Ante el temor de que fuera un delincuente, Úrsula hizo una seña para que nos quedáramos quietos y empezó a gesticular intentando que Eisi entendiera que debía entretener al tipo hasta que llegara la policía. A pesar de estar acostumbrado a tratar con criminales, a él se le aceleró el corazón, pero sacó pecho.
-Buenas, amigo. ¿Te puedo ayudar? -le preguntó.
-¡Noooo! -gritó enloquecida María Victoria.
-Pero ¿tú estás tonta? ¿No ves que estás poniendo en peligro a Eisi? -le echó en cara Úrsula.
-Es que no debe darle coba al demonio.
-Llévensela -ordenó Úrsula como si tuviera un ejército bajo su mando.
-A mí no me mires, que bastante tengo con controlar las pelusas -se quejó Carmela.
-Por favor, señoras, que estoy tratando de negociar con el delincuente -recordó Eisi.
Desde abajo podíamos intuir que aquel hombre que había provocado que doña Monsi se encerrara en su casa no tenía pinta de peligroso. Llevaba corbata, un maletín y algo de fijador.
-Amigo, ¿qué busca en este edificio? -le preguntó Eisi con la mano en el bolsillo para intimidarlo.
-Buenos días, soy el inspector 478 de la sección 51A del departamento de Prevención Sanitaria de la Organización Mundial de la Salud -explicó.
-¡Ja! Mentiroso.

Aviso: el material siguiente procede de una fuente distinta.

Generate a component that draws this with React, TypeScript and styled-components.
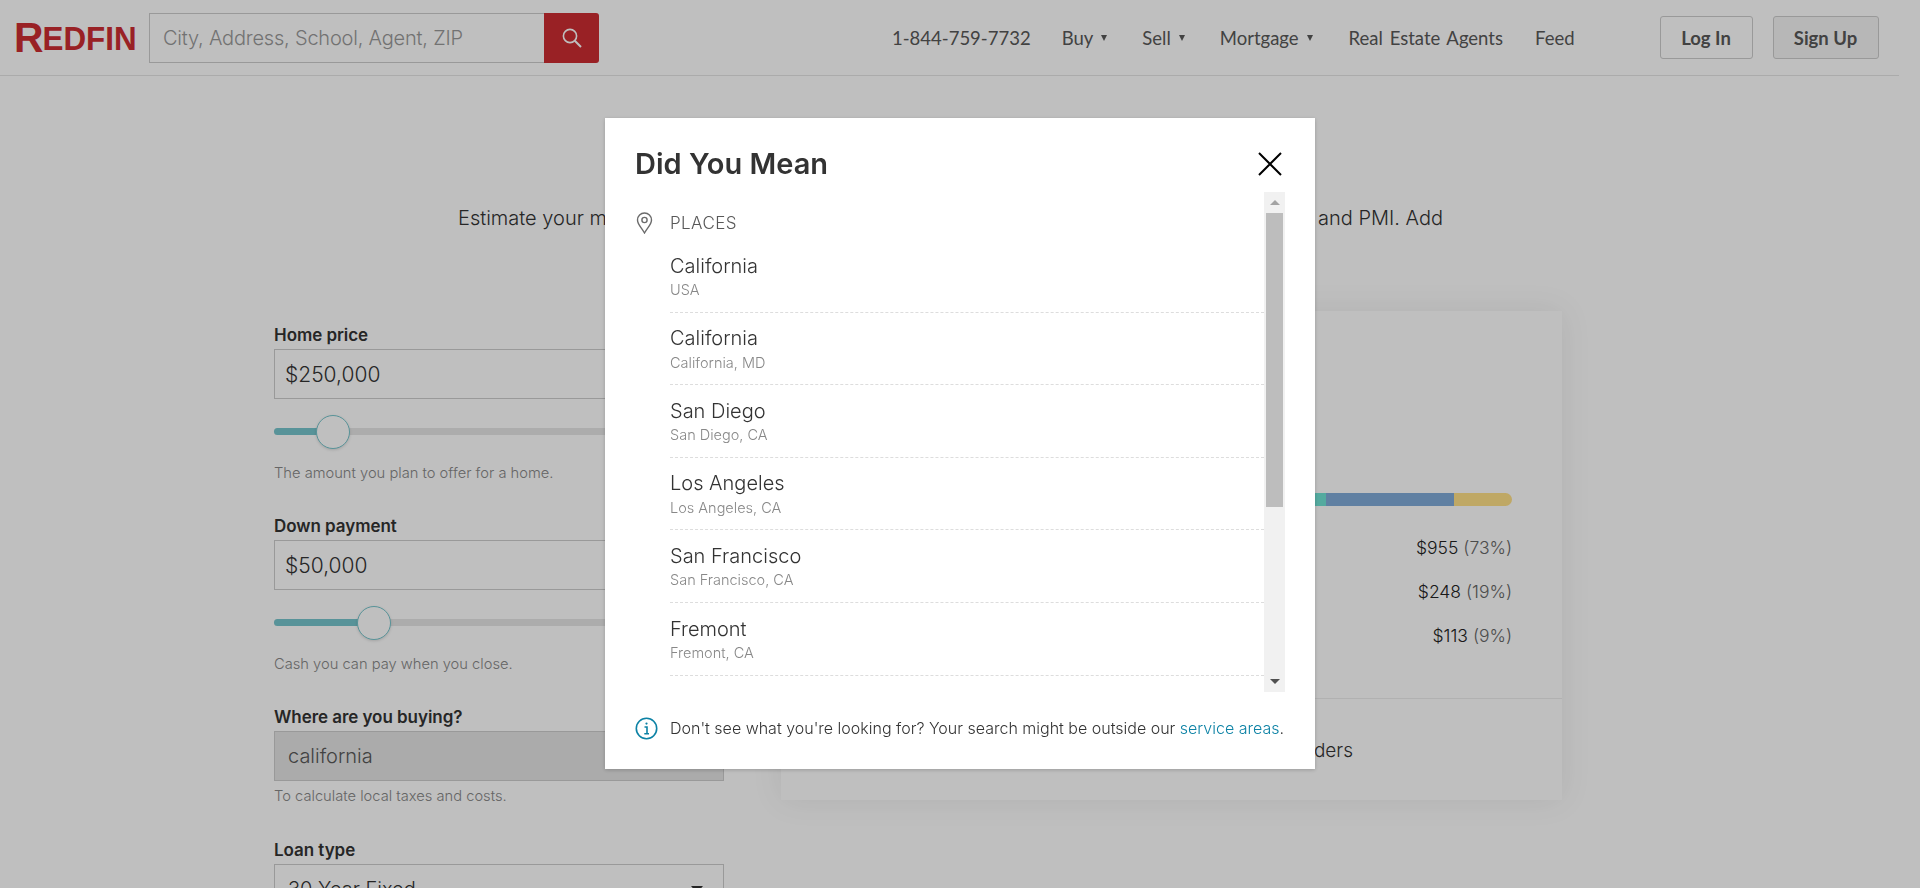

Comprueba sus pupilas -gritó María Victoria.
-¿Te quieres callar? -insistió Úrsula, que le hizo una seña a Carmela para que la considerara una pelusa y la mantuviera controlada.
El hombre mostró un papel.
-Tengo una orden de decomiso.
-¿Se lleva a la presidenta? -preguntó Eisi esperanzado.
-No. Vengo a requisar su arsenal, pero me ha dado un portazo atronador.
-Dios mío. No puedo creer que doña Monsi esté colaborando con el norcoreano -comentó decepcionada la Padilla.
-Esta señora acumula en su vivienda más de 3 kilos de ácido saletilsalicílico forte y hemos detectado que está generando niveles altos de emisiones a la atmósfera, perjudiciales para la salud.

Carmela no pudo contenerse.
-¡Qué vergüenza!
-¡Es para la cabeza! No saben los dolores que me causa la laca -se excusó doña Monsi a través de la puerta.
-El paracetamol hace menos daño -le aconsejó la Padilla.
Sin avisar, Eisi dio una patada y tumbó la puerta de la presidenta.
-Requise -le dijo al inspector-. Y a ella debería llevársela también.
El hombre apiló las cajas en el portal y esperó a que llegara su compañero con el furgón. Antes de irse, Carmela le entregó una pelusa.
-Esto también es perjudicial para la salud. ¿Podría venir otro día con su compañero a llevárselas todas?